One day, a little guy in third grade had gone wild — to the point of trying to throw a desk. The teacher brought him to the office and called for Sister Mary Kay. When she appeared at the office door, the little fellow looked at her with wide eyes and started imploring, "Please, Sister, NO! Don't do it! PLEASE!"

In spite of his tearful pleading, she looked him straight in the eyes and slowly walked toward him. She took his head firmly in both hands and kissed him on the forehead. With that, the child began to weep, and she held him until he calmed down. He had known that the minute she reminded him of how much he was loved, his fury would fizzle.

Today, Isaiah tells us that God comes with vindication. What a word! It sounds like God will smite the evildoers and trounce the oppressors. 

September 8, 2024

Isaiah 35:4-7a
Psalm 146
James 2:1-5
Mark 7:31-37

But, no, Isaiah tells us that God the vindicator looks more like Sister Mary Kay than like a warrior. God's recompense heals rather than being destructive. When God is reigning, the blind will see, the deaf hear, the lame will dance and the mute will sing (probably in four-part harmony). Drought will be history and deserts will flower.

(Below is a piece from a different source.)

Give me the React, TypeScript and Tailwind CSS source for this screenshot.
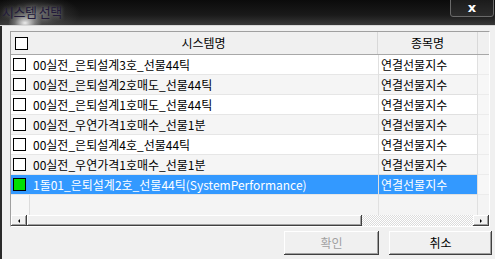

Today's Gospel lets us watch Jesus attend to a deaf man. How did this man's friends let him know that they wanted to bring him to Jesus? Their own language was useless because the man could neither hear nor speak.

Over time, he and his friends must have worked out a system of signs, ways to turn their thoughts into gestures that both sides could understand. In essence, when faced with very significant differences, they had to invent a new language that both could understand. The deaf man had to enter the world of symbolic communication and the hearing had to go beyond their accustomed ways of relating to others.

Seeing all that had already happened among them, Jesus took the man aside and finished the job. He opened the man's ears. Now that he could hear others, he could imitate their pronunciation and communicate like they did. The man and his friends were now bilingual, able to connect in different ways.

Our reading from the Letter of St. James reflects on this process. Knowing that his community could be impressed by showiness, he warns them not to fall for the apparent value of glitz and power lest they lose touch with God and their divine mission. 

God is thoroughly unimpressed by academic degrees, bank accounts or any other kind of stardom. Those who overvalue those things have planted their feet at the very edges of the circle of God's love — a love no one can earn. Unlike the deaf man's friends who stood in solidarity, they are likely to thank God for not being frail without realizing that their distorted value system is a more debilitating impairment than that of those from whom they stand apart (Luke 18:9-14).

These readings are uniquely appropriate right now. We are living amid divisions in our country unlike anything our society has seen during the past 150 years. At the same time, our church is moving toward the second session of the synod on synodality. If we are looking for divine recompense, our responsibility to bring it about could hardly be more obvious.

The synodal way offers a difficult and effective antidote to our divisiveness. Imitating the deaf man and his friends, synodality invites us to learn new ways of communicating — ways that allow everyone to have their say.

The synod invites us to escape our deafness through contemplative dialogue — a way of listening that genuinely expects to learn something new, listening that opens us to broader ways of thinking. It's a way of listening that avoids debate and the false belief that there is only one way to understand the truth.

Synodality would delight St. James for its respect for each point of view, realizing that the woman who cleans the office, the monsignor, the plumber, the academic and the executive all have much to offer one another.

Our world is in desperate need of listeners, of people who can approach the violent with a kiss and who can receive revelation from very different points of view. God has instigated a plan to open our ears and to form us as agents of divine recompense. Are we willing, like Jesus and the deaf man's friends, to lead our world toward the healing we need?